Их брали в ночь зачатия,
А многих — даже ранее, —
А вот живет же братия —
Моя честна компания!
— ввод «политической темы», посыл для интеллигентной публики;
Ходу, думушки резвые, ходу!
Слова, строченьки милые, слова!..
В первый раз получил я свободу
По указу от тридцать восьмого.
— опять тема «нескольких сроков»: если упомянут «первый раз», значит, имели место быть и другие.

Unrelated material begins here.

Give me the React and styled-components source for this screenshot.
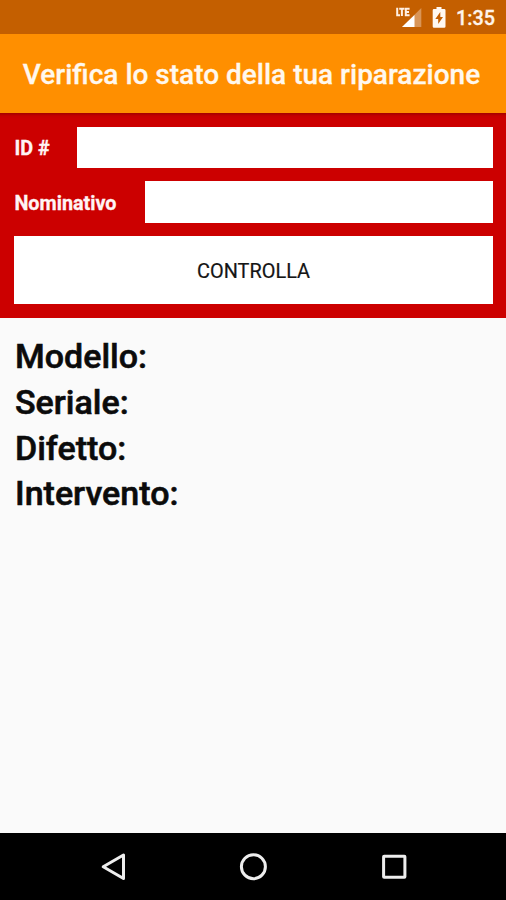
import React from "react";
import styled, { createGlobalStyle } from "styled-components";

const GlobalStyle = createGlobalStyle`
  *, *::before, *::after { box-sizing: border-box; }
  body { margin: 0; font-family: Roboto, sans-serif; }
`;

const Screen = styled.div`
  display: flex;
  flex-direction: column;
  height: 900px;
  background: #fafafa;
  overflow: hidden;
`;

const StatusBar = styled.div`
  display: flex;
  align-items: center;
  justify-content: flex-end;
  height: 34px;
  flex: none;
  padding-right: 11px;
  background: #c45f00;
  color: #fff4ea;
`;

const SignalIcon = styled.svg`
  width: 28px;
  height: 34px;
  margin-right: 9px;
`;

const BatteryIcon = styled.svg`
  width: 14px;
  height: 34px;
  margin-right: 10px;
`;

const Clock = styled.span`
  width: 39px;
  font-size: 19.8px;
  font-weight: 500;
  line-height: 34px;
  padding-top: 3px;
  white-space: nowrap;
  -webkit-text-stroke: 0.3px;
`;

const AppBar = styled.header`
  display: flex;
  align-items: center;
  justify-content: center;
  height: 79px;
  flex: none;
  padding-right: 3px;
  background: #ff8f00;
`;

const Title = styled.h1`
  margin: 0;
  padding-top: 2px;
  color: #fff8ee;
  font-size: 28px;
  font-weight: 500;
  white-space: nowrap;
  -webkit-text-stroke: 0.3px;
`;

const Form = styled.form`
  display: flex;
  flex-direction: column;
  gap: 13.3px;
  height: 205px;
  flex: none;
  padding: 13.7px 13.3px 0 14.4px;
  background: linear-gradient(#a30000, #c60000 3px, #cc0000 6px);
`;

const FieldRow = styled.label`
  display: flex;
  align-items: center;
  height: 41.4px;
`;

const FieldName = styled.span`
  width: ${(p) => p.$width}px;
  flex: none;
  padding-top: 3px;
  color: #fff4f4;
  font-size: 19.8px;
  font-weight: 700;
  -webkit-text-stroke: 0.3px;
`;

const Input = styled.input`
  flex: 1;
  min-width: 0;
  height: 100%;
  padding: 0 8px;
  border: 0;
  border-radius: 0;
  outline: 0;
  background: #fff;
  font: 400 19px Roboto, sans-serif;
`;

const Button = styled.button`
  height: 68px;
  padding: 2px 0 0;
  border: 0;
  background: #fff;
  color: #151515;
  font: 400 19.9px Roboto, sans-serif;
  -webkit-text-stroke: 0.2px;
`;

const Details = styled.main`
  flex: 1;
  padding: 16.4px 15px;
`;

const Detail = styled.p`
  margin: 0;
  color: #0b0b0b;
  font-size: 34px;
  font-weight: 500;
  line-height: 45.6px;
  -webkit-text-stroke: 0.6px;
`;

const NavBar = styled.nav`
  display: grid;
  grid-template-columns: repeat(3, 140.5px);
  justify-content: center;
  justify-items: center;
  height: 67px;
  flex: none;
  background: #000;
`;

const NavIcon = styled.svg`
  width: 40px;
  height: 67px;
  fill: none;
  stroke: #eee;
  stroke-width: 3;
  stroke-linejoin: round;
`;

const details = ["Modello:", "Seriale:", "Difetto:", "Intervento:"];

export default function App() {
  return (
    <Screen>
      <GlobalStyle />
      <StatusBar>
        <SignalIcon viewBox="0 0 28 34" fill="none">
          <path d="M26.3 8V27H7Z" fill="#d99557" />
          <path d="M19.5 15V27H7Z" fill="#fff" />
          <path d="M2.2 7.8V15.2H5M4.2 8.7H9.4M6.9 8.7V16M14.6 8.7H10.8V15.2H14.6M10.8 12H14" stroke="#fff0e3" strokeWidth="2" />
        </SignalIcon>
        <BatteryIcon viewBox="0 0 14 34">
          <path d="M4.5 7H9.5V9H12.2Q13.5 9 13.5 10.3V26.4Q13.5 27.7 12.2 27.7H2Q.7 27.7 .7 26.4V10.3Q.7 9 2 9H4.5Z" fill="#fff8f0" />
          <path d="M8.3 12L3.3 18.9H6.2V24L11 16.9H8.3Z" fill="#c45f00" />
        </BatteryIcon>
        <Clock>1:35</Clock>
      </StatusBar>
      <AppBar>
        <Title>Verifica lo stato della tua riparazione</Title>
      </AppBar>
      <Form onSubmit={(e) => e.preventDefault()}>
        <FieldRow>
          <FieldName $width={62.4}>ID #</FieldName>
          <Input />
        </FieldRow>
        <FieldRow>
          <FieldName $width={130.4}>Nominativo</FieldName>
          <Input />
        </FieldRow>
        <Button>CONTROLLA</Button>
      </Form>
      <Details>
        {details.map((name) => (
          <Detail key={name}>{name}</Detail>
        ))}
      </Details>
      <NavBar>
        <NavIcon viewBox="0 0 40 67">
          <path d="M30.5 22V45.5L10.2 33.7Z" />
        </NavIcon>
        <NavIcon viewBox="0 0 40 67">
          <circle cx="20.4" cy="33.7" r="12" />
        </NavIcon>
        <NavIcon viewBox="0 0 40 67">
          <rect x="9.6" y="23.2" width="21.3" height="21" rx=".5" />
        </NavIcon>
      </NavBar>
    </Screen>
  );
}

Однако личная биография как вводная для «блатняка» была всё-таки невыигрышной: да мало ли кто сидел. Для серьёзной легетимизации «блатных» тем это не годилось. И здесь Высоцкий сделал гениальный ход: накрепко связал «блатняк» с военной темой.
7
Значение «военной темы» в советской культуре трудно преувеличить. Миф о Великой Отечественной Войне был, пожалуй, единственным, что связывало все классы и прослойки рассыхающегося советского общества воедино. Сакрализующая сила этого мифа была так велика, что отсыл к нему автоматически легетимизировал почти любую тему, — за исключением, может быть, откровенной «антисоветчины». Советская власть могла безнаказанно зажимать и курочить почти всё — кроме того, чтобы говорить (а также писать и снимать фильмы) о войне. При этом, конечно, книги и фильмы «про войну» систематически запрещались и ставились на полку. Однако это воспринималась советским обществом (и, не в последнюю очередь, самой властью) как циничное кощунство и посягательство на святыню, а полное закрытие темы (как это имело место, скажем, со «сталинизмом») было совершенно невозможным.